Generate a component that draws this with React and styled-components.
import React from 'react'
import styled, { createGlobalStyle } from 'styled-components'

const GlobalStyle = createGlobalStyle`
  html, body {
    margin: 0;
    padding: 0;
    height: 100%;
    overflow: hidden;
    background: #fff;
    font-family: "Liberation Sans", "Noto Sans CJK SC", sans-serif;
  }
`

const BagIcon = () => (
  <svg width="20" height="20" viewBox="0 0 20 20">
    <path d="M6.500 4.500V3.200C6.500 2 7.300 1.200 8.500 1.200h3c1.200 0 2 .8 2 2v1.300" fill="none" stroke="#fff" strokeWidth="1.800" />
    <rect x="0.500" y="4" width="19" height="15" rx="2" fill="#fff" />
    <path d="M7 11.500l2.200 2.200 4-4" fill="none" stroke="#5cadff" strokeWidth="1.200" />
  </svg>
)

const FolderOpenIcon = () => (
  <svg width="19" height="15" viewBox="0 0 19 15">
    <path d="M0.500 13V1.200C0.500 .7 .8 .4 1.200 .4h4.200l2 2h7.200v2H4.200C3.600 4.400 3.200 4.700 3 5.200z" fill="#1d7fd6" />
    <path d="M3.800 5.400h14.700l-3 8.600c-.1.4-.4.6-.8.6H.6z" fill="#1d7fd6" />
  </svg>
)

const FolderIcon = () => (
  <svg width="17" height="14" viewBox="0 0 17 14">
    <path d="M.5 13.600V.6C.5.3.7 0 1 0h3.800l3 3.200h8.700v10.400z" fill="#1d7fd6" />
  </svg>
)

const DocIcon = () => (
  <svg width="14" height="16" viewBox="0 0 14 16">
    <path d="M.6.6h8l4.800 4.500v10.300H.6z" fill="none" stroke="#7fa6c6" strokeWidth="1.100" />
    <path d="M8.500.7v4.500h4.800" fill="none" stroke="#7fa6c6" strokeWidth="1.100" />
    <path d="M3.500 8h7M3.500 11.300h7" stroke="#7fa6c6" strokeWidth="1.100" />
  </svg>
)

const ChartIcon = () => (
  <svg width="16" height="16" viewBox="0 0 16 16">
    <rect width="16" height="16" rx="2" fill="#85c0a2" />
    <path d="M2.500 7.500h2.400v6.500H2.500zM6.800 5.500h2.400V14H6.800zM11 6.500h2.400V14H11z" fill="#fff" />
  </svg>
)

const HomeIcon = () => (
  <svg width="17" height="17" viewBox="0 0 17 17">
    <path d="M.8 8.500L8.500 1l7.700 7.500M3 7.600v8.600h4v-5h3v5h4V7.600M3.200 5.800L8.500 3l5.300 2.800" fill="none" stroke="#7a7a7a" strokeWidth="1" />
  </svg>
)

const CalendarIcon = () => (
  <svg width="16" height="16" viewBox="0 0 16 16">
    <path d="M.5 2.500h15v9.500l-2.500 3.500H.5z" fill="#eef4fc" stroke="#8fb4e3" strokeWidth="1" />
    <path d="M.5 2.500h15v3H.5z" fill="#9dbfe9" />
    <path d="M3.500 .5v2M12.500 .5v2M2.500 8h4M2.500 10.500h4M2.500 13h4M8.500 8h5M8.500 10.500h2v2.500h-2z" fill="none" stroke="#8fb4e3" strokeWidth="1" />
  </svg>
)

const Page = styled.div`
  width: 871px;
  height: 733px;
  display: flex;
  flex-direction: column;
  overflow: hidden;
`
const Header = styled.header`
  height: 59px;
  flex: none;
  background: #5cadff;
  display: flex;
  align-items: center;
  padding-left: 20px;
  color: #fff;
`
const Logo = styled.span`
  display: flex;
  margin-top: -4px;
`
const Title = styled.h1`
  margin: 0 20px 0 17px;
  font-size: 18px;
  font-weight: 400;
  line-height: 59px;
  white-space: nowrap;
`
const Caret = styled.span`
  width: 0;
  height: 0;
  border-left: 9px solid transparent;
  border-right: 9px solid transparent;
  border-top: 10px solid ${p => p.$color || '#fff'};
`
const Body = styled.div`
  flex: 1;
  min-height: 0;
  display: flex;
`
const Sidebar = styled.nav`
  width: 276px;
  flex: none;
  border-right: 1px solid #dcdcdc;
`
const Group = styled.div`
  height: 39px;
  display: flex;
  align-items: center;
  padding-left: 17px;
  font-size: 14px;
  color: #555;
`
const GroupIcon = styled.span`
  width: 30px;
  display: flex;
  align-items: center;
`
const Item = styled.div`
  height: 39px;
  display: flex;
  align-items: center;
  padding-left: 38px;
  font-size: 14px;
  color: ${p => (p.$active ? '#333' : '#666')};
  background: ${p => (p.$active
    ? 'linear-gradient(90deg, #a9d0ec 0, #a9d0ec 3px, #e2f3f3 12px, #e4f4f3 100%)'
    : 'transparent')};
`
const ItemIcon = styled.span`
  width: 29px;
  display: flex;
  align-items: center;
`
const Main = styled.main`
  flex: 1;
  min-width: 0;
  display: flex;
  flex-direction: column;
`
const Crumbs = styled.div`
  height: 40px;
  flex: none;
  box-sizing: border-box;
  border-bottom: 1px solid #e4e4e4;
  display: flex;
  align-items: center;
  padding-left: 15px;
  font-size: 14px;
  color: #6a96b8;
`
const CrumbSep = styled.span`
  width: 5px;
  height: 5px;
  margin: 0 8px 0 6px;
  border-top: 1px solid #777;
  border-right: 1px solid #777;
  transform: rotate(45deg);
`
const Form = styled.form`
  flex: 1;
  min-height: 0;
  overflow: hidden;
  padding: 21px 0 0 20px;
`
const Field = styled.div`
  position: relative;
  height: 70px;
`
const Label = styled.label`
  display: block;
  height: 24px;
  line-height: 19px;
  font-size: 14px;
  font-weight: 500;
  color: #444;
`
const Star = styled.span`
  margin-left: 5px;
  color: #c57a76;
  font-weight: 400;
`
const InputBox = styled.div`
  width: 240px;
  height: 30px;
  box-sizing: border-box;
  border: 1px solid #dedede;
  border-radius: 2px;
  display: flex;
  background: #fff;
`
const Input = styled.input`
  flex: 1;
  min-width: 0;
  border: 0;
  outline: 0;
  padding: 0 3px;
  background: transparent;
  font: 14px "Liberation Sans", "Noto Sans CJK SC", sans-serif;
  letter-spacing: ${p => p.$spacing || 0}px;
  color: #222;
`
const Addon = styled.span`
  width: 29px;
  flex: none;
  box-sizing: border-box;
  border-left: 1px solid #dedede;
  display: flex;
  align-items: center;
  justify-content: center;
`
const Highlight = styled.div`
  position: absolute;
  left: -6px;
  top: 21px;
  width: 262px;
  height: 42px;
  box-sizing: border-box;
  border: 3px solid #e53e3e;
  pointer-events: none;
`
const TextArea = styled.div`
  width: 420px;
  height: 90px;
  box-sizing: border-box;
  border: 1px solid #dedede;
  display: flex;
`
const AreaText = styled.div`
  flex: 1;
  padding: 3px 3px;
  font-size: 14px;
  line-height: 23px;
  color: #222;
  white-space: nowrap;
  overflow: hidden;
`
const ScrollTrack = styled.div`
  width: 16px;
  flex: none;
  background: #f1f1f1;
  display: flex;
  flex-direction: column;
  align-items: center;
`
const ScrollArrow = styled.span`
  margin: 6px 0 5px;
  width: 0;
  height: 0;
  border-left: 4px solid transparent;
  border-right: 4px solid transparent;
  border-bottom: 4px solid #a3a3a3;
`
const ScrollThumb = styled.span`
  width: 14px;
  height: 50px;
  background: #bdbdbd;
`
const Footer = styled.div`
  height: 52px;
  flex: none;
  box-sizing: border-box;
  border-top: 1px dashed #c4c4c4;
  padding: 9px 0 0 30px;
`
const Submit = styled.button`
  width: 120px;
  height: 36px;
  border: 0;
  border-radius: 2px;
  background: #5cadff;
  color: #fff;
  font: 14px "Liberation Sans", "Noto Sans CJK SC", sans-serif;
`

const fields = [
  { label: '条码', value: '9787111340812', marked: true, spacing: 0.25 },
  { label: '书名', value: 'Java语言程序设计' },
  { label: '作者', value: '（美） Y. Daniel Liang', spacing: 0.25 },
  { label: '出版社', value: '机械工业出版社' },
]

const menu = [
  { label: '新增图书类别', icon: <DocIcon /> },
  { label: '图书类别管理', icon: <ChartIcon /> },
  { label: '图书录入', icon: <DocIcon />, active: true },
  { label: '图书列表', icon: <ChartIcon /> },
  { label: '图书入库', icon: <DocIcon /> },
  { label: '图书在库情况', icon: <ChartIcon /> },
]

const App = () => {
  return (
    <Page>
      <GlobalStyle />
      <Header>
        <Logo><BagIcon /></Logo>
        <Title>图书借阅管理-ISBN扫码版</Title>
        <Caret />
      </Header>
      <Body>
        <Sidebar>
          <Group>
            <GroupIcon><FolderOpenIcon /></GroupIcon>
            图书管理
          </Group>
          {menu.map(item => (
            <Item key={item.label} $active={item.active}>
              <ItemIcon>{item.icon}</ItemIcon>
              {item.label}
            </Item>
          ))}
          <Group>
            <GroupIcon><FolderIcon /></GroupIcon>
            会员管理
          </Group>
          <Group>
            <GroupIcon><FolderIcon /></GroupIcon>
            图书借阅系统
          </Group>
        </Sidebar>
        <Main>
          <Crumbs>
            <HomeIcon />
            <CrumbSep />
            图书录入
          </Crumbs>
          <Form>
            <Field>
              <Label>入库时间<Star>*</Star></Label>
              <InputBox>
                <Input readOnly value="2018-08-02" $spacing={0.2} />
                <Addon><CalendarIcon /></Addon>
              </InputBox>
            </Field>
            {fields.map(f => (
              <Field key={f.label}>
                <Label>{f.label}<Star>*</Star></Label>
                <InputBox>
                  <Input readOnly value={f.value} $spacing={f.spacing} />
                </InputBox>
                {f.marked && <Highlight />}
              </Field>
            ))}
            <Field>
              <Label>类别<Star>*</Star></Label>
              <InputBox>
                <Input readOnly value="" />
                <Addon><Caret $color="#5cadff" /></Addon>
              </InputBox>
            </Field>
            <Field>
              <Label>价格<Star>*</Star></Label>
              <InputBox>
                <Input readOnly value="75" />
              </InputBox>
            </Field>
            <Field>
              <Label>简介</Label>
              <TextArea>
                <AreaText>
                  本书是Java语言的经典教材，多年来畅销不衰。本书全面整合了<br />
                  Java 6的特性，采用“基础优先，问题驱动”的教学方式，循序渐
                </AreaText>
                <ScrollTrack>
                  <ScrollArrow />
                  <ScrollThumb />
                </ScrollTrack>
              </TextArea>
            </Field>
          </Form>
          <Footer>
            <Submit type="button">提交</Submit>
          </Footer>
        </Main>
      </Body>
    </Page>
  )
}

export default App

━━━━━━━━━━━━━━━━━━━━━━━━━━━━━━

§ Goal
Copy all the lines above that hold the string "components".

§ The response
Generate a component that draws this with React and styled-components.
import styled, { createGlobalStyle } from 'styled-components'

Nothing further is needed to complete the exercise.